■ **Recorded data**

>> START

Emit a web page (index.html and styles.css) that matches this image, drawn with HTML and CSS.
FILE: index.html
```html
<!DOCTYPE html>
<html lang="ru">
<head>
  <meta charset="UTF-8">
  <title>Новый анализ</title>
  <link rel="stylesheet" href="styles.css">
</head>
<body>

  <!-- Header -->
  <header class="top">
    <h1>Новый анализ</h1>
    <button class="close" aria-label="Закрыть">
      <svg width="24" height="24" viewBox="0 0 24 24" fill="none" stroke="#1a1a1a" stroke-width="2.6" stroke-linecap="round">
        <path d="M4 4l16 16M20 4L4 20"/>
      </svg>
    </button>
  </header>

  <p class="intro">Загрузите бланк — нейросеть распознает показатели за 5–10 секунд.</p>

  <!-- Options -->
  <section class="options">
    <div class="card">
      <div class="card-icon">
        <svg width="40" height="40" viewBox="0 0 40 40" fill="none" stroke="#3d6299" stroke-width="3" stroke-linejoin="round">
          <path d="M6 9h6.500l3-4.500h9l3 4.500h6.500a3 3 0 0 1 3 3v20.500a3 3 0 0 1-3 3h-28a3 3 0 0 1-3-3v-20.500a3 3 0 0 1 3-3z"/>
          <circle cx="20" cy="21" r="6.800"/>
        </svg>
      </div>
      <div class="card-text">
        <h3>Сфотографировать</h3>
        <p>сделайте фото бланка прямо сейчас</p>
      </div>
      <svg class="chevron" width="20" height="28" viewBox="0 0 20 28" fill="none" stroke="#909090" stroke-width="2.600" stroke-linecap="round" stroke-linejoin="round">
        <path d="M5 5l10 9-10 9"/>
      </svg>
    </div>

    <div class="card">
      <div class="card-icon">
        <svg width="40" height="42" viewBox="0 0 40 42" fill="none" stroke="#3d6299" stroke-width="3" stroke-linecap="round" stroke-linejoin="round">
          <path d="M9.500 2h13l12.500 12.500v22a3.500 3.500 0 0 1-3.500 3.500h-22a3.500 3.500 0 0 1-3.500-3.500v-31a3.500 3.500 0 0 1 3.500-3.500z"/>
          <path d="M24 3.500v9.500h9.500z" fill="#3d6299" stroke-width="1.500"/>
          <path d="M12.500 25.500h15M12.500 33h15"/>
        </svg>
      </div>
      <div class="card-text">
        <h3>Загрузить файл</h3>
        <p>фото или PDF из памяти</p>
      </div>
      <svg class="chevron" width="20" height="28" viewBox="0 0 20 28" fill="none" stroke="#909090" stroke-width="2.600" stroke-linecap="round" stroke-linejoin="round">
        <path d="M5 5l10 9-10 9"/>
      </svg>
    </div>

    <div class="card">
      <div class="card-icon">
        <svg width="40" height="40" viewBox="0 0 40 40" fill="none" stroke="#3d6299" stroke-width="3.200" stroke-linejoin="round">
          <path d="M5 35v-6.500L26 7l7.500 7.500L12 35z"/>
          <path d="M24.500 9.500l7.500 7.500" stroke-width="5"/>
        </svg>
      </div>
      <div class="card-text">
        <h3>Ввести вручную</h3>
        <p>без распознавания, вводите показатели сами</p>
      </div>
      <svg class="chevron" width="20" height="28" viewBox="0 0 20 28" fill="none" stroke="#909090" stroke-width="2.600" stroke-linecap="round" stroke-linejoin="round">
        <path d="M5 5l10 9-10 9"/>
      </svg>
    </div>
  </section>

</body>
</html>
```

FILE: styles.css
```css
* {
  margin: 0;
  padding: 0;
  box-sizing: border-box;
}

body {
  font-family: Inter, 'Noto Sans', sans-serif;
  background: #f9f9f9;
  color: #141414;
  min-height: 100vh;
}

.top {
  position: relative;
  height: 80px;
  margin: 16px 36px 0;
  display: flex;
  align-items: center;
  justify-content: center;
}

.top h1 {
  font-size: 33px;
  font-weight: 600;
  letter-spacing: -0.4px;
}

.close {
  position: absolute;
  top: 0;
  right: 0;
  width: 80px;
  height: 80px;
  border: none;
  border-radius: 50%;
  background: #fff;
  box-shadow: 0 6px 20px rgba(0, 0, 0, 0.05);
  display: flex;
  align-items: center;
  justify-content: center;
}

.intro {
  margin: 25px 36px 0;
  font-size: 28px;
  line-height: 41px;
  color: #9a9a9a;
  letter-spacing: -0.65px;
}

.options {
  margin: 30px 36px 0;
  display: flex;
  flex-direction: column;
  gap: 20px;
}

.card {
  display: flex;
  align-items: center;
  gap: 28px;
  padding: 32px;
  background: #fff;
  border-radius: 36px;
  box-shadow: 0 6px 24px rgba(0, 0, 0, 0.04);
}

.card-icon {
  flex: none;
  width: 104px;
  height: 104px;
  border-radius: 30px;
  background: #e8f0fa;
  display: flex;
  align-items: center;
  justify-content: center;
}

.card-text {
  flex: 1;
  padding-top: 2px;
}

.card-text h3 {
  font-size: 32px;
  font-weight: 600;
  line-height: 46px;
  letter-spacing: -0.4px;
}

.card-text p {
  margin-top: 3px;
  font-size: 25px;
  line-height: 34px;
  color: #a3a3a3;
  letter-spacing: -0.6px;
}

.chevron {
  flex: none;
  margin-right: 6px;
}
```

>> END

■ **What is being asked**
Extract every line that has the string "styles" in it.

■ **Written solution**
Emit a web page (index.html and styles.css) that matches this image, drawn with HTML and CSS.
  <link rel="stylesheet" href="styles.css">
FILE: styles.css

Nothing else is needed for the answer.